>>>>>
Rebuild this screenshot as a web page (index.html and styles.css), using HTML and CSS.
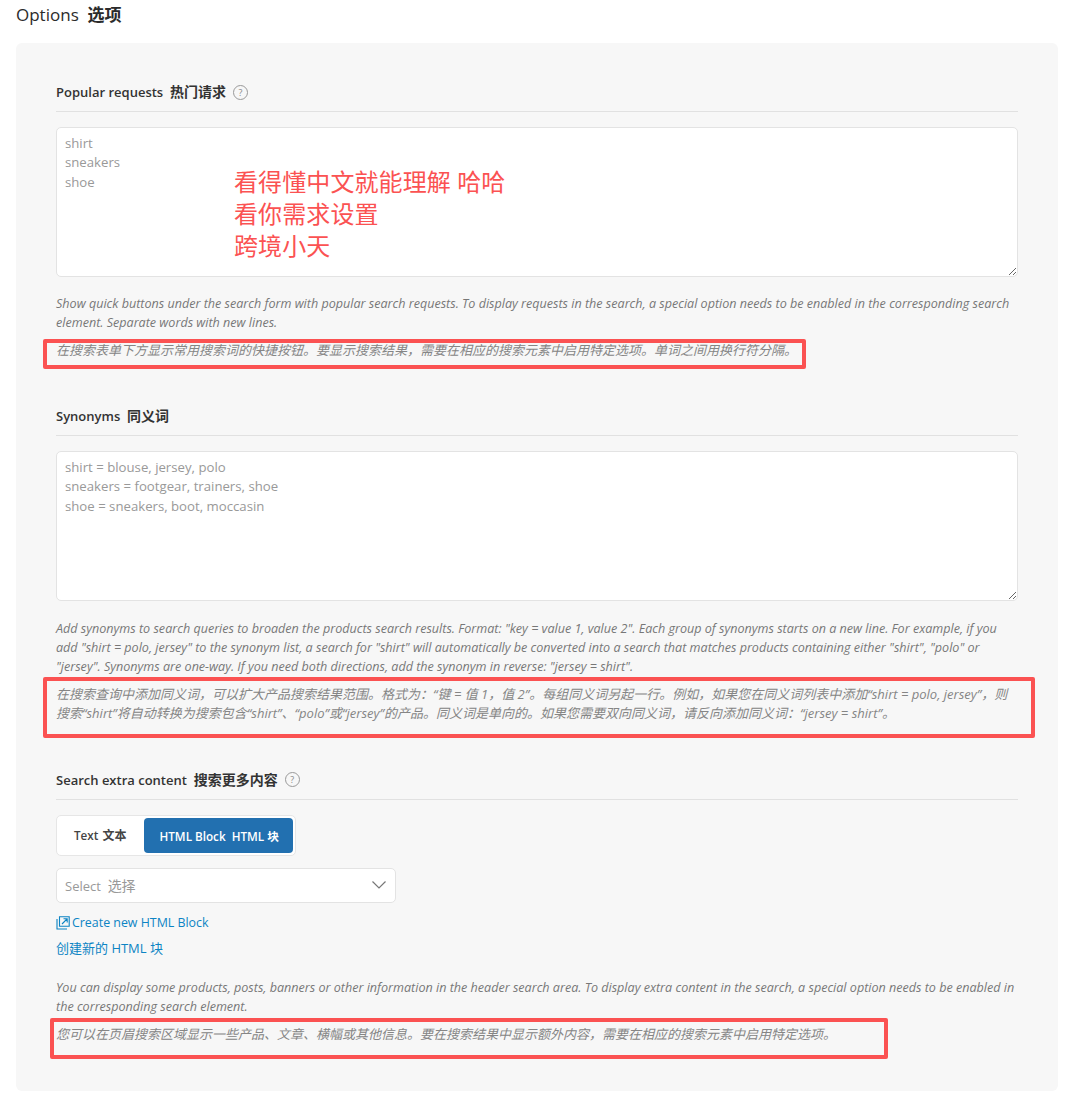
FILE: index.html
```html
<!DOCTYPE html>
<html lang="en">
<head>
    <meta charset="UTF-8">
    <meta name="viewport" content="width=device-width, initial-scale=1.0">
    <title>Options</title>
    <link rel="stylesheet" href="styles.css">
</head>
<body>
    <h1 class="page-title">Options&nbsp; <b>选项</b></h1>

    <div class="card">
        <section class="option first">
            <h2 class="option-title">
                <span>Popular requests&nbsp; <b>热门请求</b></span>
                <span class="hint">?</span>
            </h2>
            <textarea class="field" placeholder="shirt&#10;sneakers&#10;shoe"></textarea>
            <p class="desc">Show quick buttons under the search form with popular search requests. To display requests in the search, a special option needs to be enabled in the corresponding search element. Separate words with new lines.</p>
            <p class="desc zh">在搜索表单下方显示常用搜索词的快捷按钮。要显示搜索结果，需要在相应的搜索元素中启用特定选项。单词之间用换行符分隔。</p>
        </section>

        <section class="option synonyms">
            <h2 class="option-title">
                <span>Synonyms&nbsp; <b>同义词</b></span>
            </h2>
            <textarea class="field" placeholder="shirt = blouse, jersey, polo&#10;sneakers = footgear, trainers, shoe&#10;shoe = sneakers, boot, moccasin"></textarea>
            <p class="desc">Add synonyms to search queries to broaden the products search results. Format: "key = value 1, value 2". Each group of synonyms starts on a new line. For example, if you add "shirt = polo, jersey" to the synonym list, a search for "shirt" will automatically be converted into a search that matches products containing either "shirt", "polo" or "jersey". Synonyms are one-way. If you need both directions, add the synonym in reverse: "jersey = shirt".</p>
            <p class="desc zh">在搜索查询中添加同义词，可以扩大产品搜索结果范围。格式为：“键 = 值 1，值 2”。每组同义词另起一行。例如，如果您在同义词列表中添加“shirt = polo, jersey”，则<br>搜索“shirt”将自动转换为搜索包含“shirt”、“polo”或“jersey”的产品。同义词是单向的。如果您需要双向同义词，请反向添加同义词：“jersey = shirt”。</p>
        </section>

        <section class="option extra">
            <h2 class="option-title">
                <span>Search extra content&nbsp; <b>搜索更多内容</b></span>
                <span class="hint">?</span>
            </h2>
            <div class="switch">
                <span class="switch-item">Text&nbsp; <b>文本</b></span>
                <span class="switch-item active">HTML Block&nbsp; HTML 块</span>
            </div>
            <div class="select">
                <span>Select&nbsp; <span class="select-zh">选择</span></span>
                <svg width="16" height="10" viewBox="0 0 16 10" fill="none" stroke="#777" stroke-width="1.2"><path d="M1.5 1.5 8 8l6.5-6.5"/></svg>
            </div>
            <a class="create-link" href="#">
                <svg width="14" height="14" viewBox="0 0 14 14" fill="none" stroke="#0c84c4" stroke-width="1.1"><path d="M1 3v10h10M3.5 .8h9.7v9.4H3.5zM6 8l5-5M7.5 2.8h3.7v3.7"/></svg>
                Create new HTML Block
            </a>
            <a class="create-link zh-link" href="#">创建新的 HTML 块</a>
            <p class="desc">You can display some products, posts, banners or other information in the header search area. To display extra content in the search, a special option needs to be enabled in the corresponding search element.</p>
            <p class="desc zh">您可以在页眉搜索区域显示一些产品、文章、横幅或其他信息。要在搜索结果中显示额外内容，需要在相应的搜索元素中启用特定选项。</p>
        </section>
    </div>

    <!-- annotations drawn on top of the screenshot -->
    <div class="note">看得懂中文就能理解 哈哈<br>看你需求设置<br>跨境小天</div>
    <div class="mark mark-1"></div>
    <div class="mark mark-2"></div>
    <div class="mark mark-3"></div>
</body>
</html>
```

FILE: styles.css
```css
body {
    margin: 0;
    background-color: #fff;
    color: #333;
    font-family: "Open Sans", "Noto Sans CJK SC", sans-serif;
    font-size: 13px;
    position: relative;
    height: 1112px;
    overflow: hidden;
}

b {
    font-weight: 700;
}

.page-title {
    margin: 0;
    padding: 4px 16px 0;
    font-size: 17px;
    line-height: 22px;
    font-weight: 500;
    color: #2b2b2b;
}

.card {
    box-sizing: border-box;
    margin: 17px 9px 0 16px;
    height: 1048px;
    padding: 0 40px;
    background-color: #f7f7f7;
    border-radius: 6px;
}

.option {
    padding-top: 45px;
}

.option.first {
    padding-top: 39px;
}

.option.extra {
    padding-top: 46px;
}

.option-title {
    display: flex;
    align-items: center;
    gap: 7px;
    margin: 0 0 15px;
    padding-bottom: 9px;
    height: 20px;
    border-bottom: 1px solid #e1e1e1;
    font-size: 13px;
    line-height: 20px;
    font-weight: 600;
    color: #333;
    white-space: pre;
}

.option-title b {
    font-size: 14px;
}

.hint {
    box-sizing: border-box;
    width: 15px;
    height: 15px;
    border: 1px solid #999;
    border-radius: 50%;
    color: #888;
    font-size: 9px;
    font-weight: 400;
    line-height: 13px;
    text-align: center;
}

.field {
    display: block;
    box-sizing: border-box;
    width: 100%;
    height: 150px;
    padding: 5.7px 8px;
    margin: 0;
    border: 1px solid #e3e3e3;
    border-radius: 5px;
    background: #fff;
    font: 13.2px/19.5px "Open Sans", "Noto Sans CJK SC", sans-serif;
}

.synonyms .field {
    padding-top: 6.2px;
}

.field::placeholder {
    color: #999;
    opacity: 1;
}

.desc {
    margin: 17px 0 0;
    font-size: 12.57px;
    line-height: 19px;
    font-style: italic;
    color: #777;
}

.synonyms .field + .desc {
    margin-top: 18px;
}

.desc.zh {
    margin-top: 9px;
    font-size: 13px;
    line-height: 19.5px;
    color: #858585;
}

.switch {
    display: flex;
    width: fit-content;
    box-sizing: border-box;
    height: 41px;
    padding: 2px;
    background: #fff;
    border: 1px solid #e6e6e6;
    border-radius: 5px;
}

.switch-item {
    display: flex;
    align-items: center;
    padding: 0 18px 0 15px;
    font-size: 11.7px;
    font-weight: 600;
    word-spacing: -1px;
    color: #444;
    white-space: pre;
}

.switch-item b {
    font-size: 12px;
}

.switch-item.active {
    padding: 0 14px 0 15px;
    background-color: #2270b0;
    color: #fff;
    word-spacing: 0;
    border-radius: 4px;
}

.select {
    display: flex;
    align-items: center;
    justify-content: space-between;
    box-sizing: border-box;
    width: 340px;
    height: 35px;
    margin-top: 12px;
    padding: 0 8px;
    background: #fff;
    border: 1px solid #e3e3e3;
    border-radius: 5px;
    color: #999;
}

.select-zh {
    font-size: 14px;
}

.create-link {
    display: flex;
    align-items: center;
    gap: 2px;
    margin-top: 10px;
    height: 20px;
    color: #0c84c4;
    font-size: 12.4px;
    text-decoration: none;
}

.create-link.zh-link {
    margin-top: 5px;
    margin-bottom: 20px;
    font-size: 13px;
}

.mark {
    position: absolute;
    box-sizing: border-box;
    border: 4px solid #fb5252;
    border-radius: 2px;
}

.mark-1 {
    left: 43px;
    top: 339px;
    width: 763px;
    height: 30px;
}

.mark-2 {
    left: 43px;
    top: 677px;
    width: 992px;
    height: 61px;
}

.mark-3 {
    left: 50px;
    top: 1018px;
    width: 838px;
    height: 41px;
}

.note {
    position: absolute;
    left: 234px;
    top: 166px;
    color: #fb5252;
    font-size: 24px;
    letter-spacing: .1px;
    line-height: 32px;
}
```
<<<<<
Omit the pictures and output all of the other material exactly.

[SOLUTION FOR THIS EXERCISE]
Rebuild this screenshot as a web page (index.html and styles.css), using HTML and CSS.
FILE: index.html
```html
<!DOCTYPE html>
<html lang="en">
<head>
    <meta charset="UTF-8">
    <meta name="viewport" content="width=device-width, initial-scale=1.0">
    <title>Options</title>
    <link rel="stylesheet" href="styles.css">
</head>
<body>
    <h1 class="page-title">Options&nbsp; <b>选项</b></h1>

    <div class="card">
        <section class="option first">
            <h2 class="option-title">
                <span>Popular requests&nbsp; <b>热门请求</b></span>
                <span class="hint">?</span>
            </h2>
            <textarea class="field" placeholder="shirt&#10;sneakers&#10;shoe"></textarea>
            <p class="desc">Show quick buttons under the search form with popular search requests. To display requests in the search, a special option needs to be enabled in the corresponding search element. Separate words with new lines.</p>
            <p class="desc zh">在搜索表单下方显示常用搜索词的快捷按钮。要显示搜索结果，需要在相应的搜索元素中启用特定选项。单词之间用换行符分隔。</p>
        </section>

        <section class="option synonyms">
            <h2 class="option-title">
                <span>Synonyms&nbsp; <b>同义词</b></span>
            </h2>
            <textarea class="field" placeholder="shirt = blouse, jersey, polo&#10;sneakers = footgear, trainers, shoe&#10;shoe = sneakers, boot, moccasin"></textarea>
            <p class="desc">Add synonyms to search queries to broaden the products search results. Format: "key = value 1, value 2". Each group of synonyms starts on a new line. For example, if you add "shirt = polo, jersey" to the synonym list, a search for "shirt" will automatically be converted into a search that matches products containing either "shirt", "polo" or "jersey". Synonyms are one-way. If you need both directions, add the synonym in reverse: "jersey = shirt".</p>
            <p class="desc zh">在搜索查询中添加同义词，可以扩大产品搜索结果范围。格式为：“键 = 值 1，值 2”。每组同义词另起一行。例如，如果您在同义词列表中添加“shirt = polo, jersey”，则<br>搜索“shirt”将自动转换为搜索包含“shirt”、“polo”或“jersey”的产品。同义词是单向的。如果您需要双向同义词，请反向添加同义词：“jersey = shirt”。</p>
        </section>

        <section class="option extra">
            <h2 class="option-title">
                <span>Search extra content&nbsp; <b>搜索更多内容</b></span>
                <span class="hint">?</span>
            </h2>
            <div class="switch">
                <span class="switch-item">Text&nbsp; <b>文本</b></span>
                <span class="switch-item active">HTML Block&nbsp; HTML 块</span>
            </div>
            <div class="select">
                <span>Select&nbsp; <span class="select-zh">选择</span></span>
                <svg width="16" height="10" viewBox="0 0 16 10" fill="none" stroke="#777" stroke-width="1.2"><path d="M1.5 1.5 8 8l6.5-6.5"/></svg>
            </div>
            <a class="create-link" href="#">
                <svg width="14" height="14" viewBox="0 0 14 14" fill="none" stroke="#0c84c4" stroke-width="1.1"><path d="M1 3v10h10M3.5 .8h9.7v9.4H3.5zM6 8l5-5M7.5 2.8h3.7v3.7"/></svg>
                Create new HTML Block
            </a>
            <a class="create-link zh-link" href="#">创建新的 HTML 块</a>
            <p class="desc">You can display some products, posts, banners or other information in the header search area. To display extra content in the search, a special option needs to be enabled in the corresponding search element.</p>
            <p class="desc zh">您可以在页眉搜索区域显示一些产品、文章、横幅或其他信息。要在搜索结果中显示额外内容，需要在相应的搜索元素中启用特定选项。</p>
        </section>
    </div>

    <!-- annotations drawn on top of the screenshot -->
    <div class="note">看得懂中文就能理解 哈哈<br>看你需求设置<br>跨境小天</div>
    <div class="mark mark-1"></div>
    <div class="mark mark-2"></div>
    <div class="mark mark-3"></div>
</body>
</html>
```

FILE: styles.css
```css
body {
    margin: 0;
    background-color: #fff;
    color: #333;
    font-family: "Open Sans", "Noto Sans CJK SC", sans-serif;
    font-size: 13px;
    position: relative;
    height: 1112px;
    overflow: hidden;
}

b {
    font-weight: 700;
}

.page-title {
    margin: 0;
    padding: 4px 16px 0;
    font-size: 17px;
    line-height: 22px;
    font-weight: 500;
    color: #2b2b2b;
}

.card {
    box-sizing: border-box;
    margin: 17px 9px 0 16px;
    height: 1048px;
    padding: 0 40px;
    background-color: #f7f7f7;
    border-radius: 6px;
}

.option {
    padding-top: 45px;
}

.option.first {
    padding-top: 39px;
}

.option.extra {
    padding-top: 46px;
}

.option-title {
    display: flex;
    align-items: center;
    gap: 7px;
    margin: 0 0 15px;
    padding-bottom: 9px;
    height: 20px;
    border-bottom: 1px solid #e1e1e1;
    font-size: 13px;
    line-height: 20px;
    font-weight: 600;
    color: #333;
    white-space: pre;
}

.option-title b {
    font-size: 14px;
}

.hint {
    box-sizing: border-box;
    width: 15px;
    height: 15px;
    border: 1px solid #999;
    border-radius: 50%;
    color: #888;
    font-size: 9px;
    font-weight: 400;
    line-height: 13px;
    text-align: center;
}

.field {
    display: block;
    box-sizing: border-box;
    width: 100%;
    height: 150px;
    padding: 5.7px 8px;
    margin: 0;
    border: 1px solid #e3e3e3;
    border-radius: 5px;
    background: #fff;
    font: 13.2px/19.5px "Open Sans", "Noto Sans CJK SC", sans-serif;
}

.synonyms .field {
    padding-top: 6.2px;
}

.field::placeholder {
    color: #999;
    opacity: 1;
}

.desc {
    margin: 17px 0 0;
    font-size: 12.57px;
    line-height: 19px;
    font-style: italic;
    color: #777;
}

.synonyms .field + .desc {
    margin-top: 18px;
}

.desc.zh {
    margin-top: 9px;
    font-size: 13px;
    line-height: 19.5px;
    color: #858585;
}

.switch {
    display: flex;
    width: fit-content;
    box-sizing: border-box;
    height: 41px;
    padding: 2px;
    background: #fff;
    border: 1px solid #e6e6e6;
    border-radius: 5px;
}

.switch-item {
    display: flex;
    align-items: center;
    padding: 0 18px 0 15px;
    font-size: 11.7px;
    font-weight: 600;
    word-spacing: -1px;
    color: #444;
    white-space: pre;
}

.switch-item b {
    font-size: 12px;
}

.switch-item.active {
    padding: 0 14px 0 15px;
    background-color: #2270b0;
    color: #fff;
    word-spacing: 0;
    border-radius: 4px;
}

.select {
    display: flex;
    align-items: center;
    justify-content: space-between;
    box-sizing: border-box;
    width: 340px;
    height: 35px;
    margin-top: 12px;
    padding: 0 8px;
    background: #fff;
    border: 1px solid #e3e3e3;
    border-radius: 5px;
    color: #999;
}

.select-zh {
    font-size: 14px;
}

.create-link {
    display: flex;
    align-items: center;
    gap: 2px;
    margin-top: 10px;
    height: 20px;
    color: #0c84c4;
    font-size: 12.4px;
    text-decoration: none;
}

.create-link.zh-link {
    margin-top: 5px;
    margin-bottom: 20px;
    font-size: 13px;
}

.mark {
    position: absolute;
    box-sizing: border-box;
    border: 4px solid #fb5252;
    border-radius: 2px;
}

.mark-1 {
    left: 43px;
    top: 339px;
    width: 763px;
    height: 30px;
}

.mark-2 {
    left: 43px;
    top: 677px;
    width: 992px;
    height: 61px;
}

.mark-3 {
    left: 50px;
    top: 1018px;
    width: 838px;
    height: 41px;
}

.note {
    position: absolute;
    left: 234px;
    top: 166px;
    color: #fb5252;
    font-size: 24px;
    letter-spacing: .1px;
    line-height: 32px;
}
```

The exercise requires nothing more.